**Problem statement**
Copy each line that contains the word "with".

>> begin Collected data

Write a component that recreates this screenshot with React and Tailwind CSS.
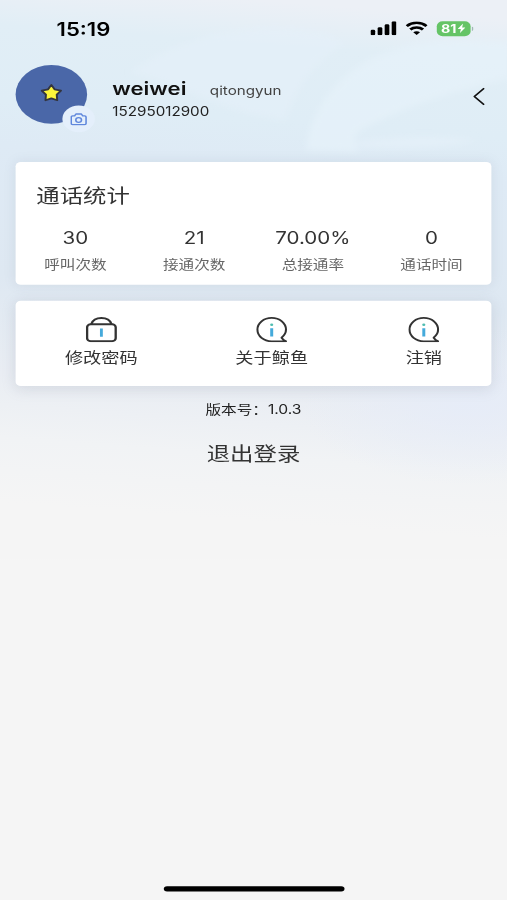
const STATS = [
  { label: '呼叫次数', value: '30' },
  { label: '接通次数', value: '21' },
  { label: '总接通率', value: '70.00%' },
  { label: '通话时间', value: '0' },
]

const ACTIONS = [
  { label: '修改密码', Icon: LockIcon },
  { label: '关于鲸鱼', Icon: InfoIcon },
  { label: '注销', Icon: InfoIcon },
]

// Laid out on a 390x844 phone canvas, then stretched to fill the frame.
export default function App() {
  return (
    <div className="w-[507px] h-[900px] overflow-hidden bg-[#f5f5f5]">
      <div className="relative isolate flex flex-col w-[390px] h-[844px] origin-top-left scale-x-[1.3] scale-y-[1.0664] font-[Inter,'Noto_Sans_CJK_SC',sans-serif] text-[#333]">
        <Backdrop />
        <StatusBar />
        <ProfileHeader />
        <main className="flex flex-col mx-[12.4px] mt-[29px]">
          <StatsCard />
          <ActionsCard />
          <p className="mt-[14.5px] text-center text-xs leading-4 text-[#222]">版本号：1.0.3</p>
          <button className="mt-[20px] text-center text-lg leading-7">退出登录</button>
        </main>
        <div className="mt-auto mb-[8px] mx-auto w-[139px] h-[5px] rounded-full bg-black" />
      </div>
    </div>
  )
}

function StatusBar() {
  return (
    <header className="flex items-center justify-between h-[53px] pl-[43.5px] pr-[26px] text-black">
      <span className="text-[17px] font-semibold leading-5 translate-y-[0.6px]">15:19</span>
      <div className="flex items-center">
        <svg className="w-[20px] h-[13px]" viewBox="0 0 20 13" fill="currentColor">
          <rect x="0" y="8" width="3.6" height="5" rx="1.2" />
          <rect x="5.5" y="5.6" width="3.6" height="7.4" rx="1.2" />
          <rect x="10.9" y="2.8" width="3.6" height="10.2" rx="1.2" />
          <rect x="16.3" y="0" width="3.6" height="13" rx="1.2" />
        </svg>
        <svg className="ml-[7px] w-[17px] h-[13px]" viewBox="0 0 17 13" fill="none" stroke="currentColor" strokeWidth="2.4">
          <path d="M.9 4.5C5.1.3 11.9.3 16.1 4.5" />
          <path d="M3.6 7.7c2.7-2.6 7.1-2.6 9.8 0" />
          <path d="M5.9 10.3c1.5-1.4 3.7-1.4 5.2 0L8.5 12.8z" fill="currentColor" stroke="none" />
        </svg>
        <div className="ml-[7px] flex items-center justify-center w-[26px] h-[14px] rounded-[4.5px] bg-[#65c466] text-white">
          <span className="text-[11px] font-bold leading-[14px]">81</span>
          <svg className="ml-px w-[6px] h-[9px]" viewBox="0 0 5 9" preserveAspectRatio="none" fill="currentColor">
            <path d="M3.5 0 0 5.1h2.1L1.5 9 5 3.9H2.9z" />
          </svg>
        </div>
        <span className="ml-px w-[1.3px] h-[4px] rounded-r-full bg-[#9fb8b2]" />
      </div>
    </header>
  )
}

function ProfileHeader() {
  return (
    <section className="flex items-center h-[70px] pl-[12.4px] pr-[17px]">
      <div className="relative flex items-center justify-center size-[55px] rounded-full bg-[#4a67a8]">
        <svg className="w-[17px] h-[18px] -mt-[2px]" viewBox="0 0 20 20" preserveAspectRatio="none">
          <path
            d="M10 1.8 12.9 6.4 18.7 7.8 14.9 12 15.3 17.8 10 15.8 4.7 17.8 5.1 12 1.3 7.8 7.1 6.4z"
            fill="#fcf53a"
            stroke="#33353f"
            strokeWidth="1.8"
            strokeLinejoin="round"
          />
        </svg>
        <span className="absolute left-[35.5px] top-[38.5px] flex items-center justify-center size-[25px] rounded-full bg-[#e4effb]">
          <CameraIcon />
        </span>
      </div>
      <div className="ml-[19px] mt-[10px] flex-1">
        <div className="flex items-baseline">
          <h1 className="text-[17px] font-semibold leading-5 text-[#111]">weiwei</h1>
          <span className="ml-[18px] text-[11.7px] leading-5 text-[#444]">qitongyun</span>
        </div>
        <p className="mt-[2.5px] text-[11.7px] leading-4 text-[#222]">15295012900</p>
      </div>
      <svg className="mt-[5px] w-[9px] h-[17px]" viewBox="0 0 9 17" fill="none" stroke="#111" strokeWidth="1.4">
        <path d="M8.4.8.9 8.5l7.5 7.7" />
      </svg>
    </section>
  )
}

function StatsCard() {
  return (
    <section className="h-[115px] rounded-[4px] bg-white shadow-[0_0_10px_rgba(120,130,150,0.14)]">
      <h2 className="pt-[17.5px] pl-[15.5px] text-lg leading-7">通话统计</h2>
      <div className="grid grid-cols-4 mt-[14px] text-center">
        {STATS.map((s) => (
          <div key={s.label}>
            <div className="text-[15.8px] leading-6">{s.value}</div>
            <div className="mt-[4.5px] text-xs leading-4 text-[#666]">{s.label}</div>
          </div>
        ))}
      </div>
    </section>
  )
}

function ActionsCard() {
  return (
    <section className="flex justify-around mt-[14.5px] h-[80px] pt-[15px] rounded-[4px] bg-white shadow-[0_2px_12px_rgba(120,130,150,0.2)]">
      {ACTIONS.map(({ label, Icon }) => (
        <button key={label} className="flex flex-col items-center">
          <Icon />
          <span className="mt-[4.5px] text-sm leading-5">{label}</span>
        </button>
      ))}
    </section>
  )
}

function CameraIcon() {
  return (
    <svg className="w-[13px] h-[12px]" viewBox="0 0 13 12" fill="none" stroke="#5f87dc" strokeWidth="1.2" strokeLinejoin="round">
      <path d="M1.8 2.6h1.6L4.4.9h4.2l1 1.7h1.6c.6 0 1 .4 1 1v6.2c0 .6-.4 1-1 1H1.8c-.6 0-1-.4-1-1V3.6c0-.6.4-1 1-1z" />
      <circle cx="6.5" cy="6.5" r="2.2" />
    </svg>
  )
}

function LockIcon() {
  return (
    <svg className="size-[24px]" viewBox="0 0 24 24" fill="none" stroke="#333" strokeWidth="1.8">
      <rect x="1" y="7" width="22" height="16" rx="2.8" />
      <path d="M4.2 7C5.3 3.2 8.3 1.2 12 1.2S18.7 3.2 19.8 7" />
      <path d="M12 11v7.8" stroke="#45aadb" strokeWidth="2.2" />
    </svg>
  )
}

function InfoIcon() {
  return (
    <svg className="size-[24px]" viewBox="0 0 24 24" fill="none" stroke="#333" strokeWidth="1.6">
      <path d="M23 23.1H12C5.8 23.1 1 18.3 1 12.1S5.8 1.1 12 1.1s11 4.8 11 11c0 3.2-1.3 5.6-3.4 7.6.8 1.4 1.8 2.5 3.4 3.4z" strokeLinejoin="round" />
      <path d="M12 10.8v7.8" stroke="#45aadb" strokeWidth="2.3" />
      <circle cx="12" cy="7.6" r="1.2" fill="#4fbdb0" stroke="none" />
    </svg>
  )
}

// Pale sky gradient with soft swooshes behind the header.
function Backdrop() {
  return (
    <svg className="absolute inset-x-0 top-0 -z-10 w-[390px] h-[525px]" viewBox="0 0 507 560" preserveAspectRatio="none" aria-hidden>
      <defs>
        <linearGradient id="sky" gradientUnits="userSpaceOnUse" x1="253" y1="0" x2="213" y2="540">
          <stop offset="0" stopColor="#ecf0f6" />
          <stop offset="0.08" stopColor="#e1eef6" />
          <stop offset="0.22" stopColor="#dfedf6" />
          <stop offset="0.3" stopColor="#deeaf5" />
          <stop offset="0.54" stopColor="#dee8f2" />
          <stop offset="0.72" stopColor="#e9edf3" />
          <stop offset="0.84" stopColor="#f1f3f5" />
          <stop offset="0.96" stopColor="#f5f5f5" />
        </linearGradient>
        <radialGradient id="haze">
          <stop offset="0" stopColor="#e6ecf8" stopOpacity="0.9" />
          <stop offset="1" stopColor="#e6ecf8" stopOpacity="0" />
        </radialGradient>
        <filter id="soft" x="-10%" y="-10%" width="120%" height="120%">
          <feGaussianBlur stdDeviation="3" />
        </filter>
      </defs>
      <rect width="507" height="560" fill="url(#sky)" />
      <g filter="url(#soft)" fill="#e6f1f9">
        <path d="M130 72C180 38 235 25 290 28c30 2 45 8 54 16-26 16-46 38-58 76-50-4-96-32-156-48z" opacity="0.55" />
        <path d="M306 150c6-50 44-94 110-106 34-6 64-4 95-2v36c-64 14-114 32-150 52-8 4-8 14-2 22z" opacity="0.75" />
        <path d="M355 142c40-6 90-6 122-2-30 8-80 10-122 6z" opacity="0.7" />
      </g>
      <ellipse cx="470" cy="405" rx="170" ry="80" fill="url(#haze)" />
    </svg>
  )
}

>> end Collected data

**Exercise response**
Write a component that recreates this screenshot with React and Tailwind CSS.
// Pale sky gradient with soft swooshes behind the header.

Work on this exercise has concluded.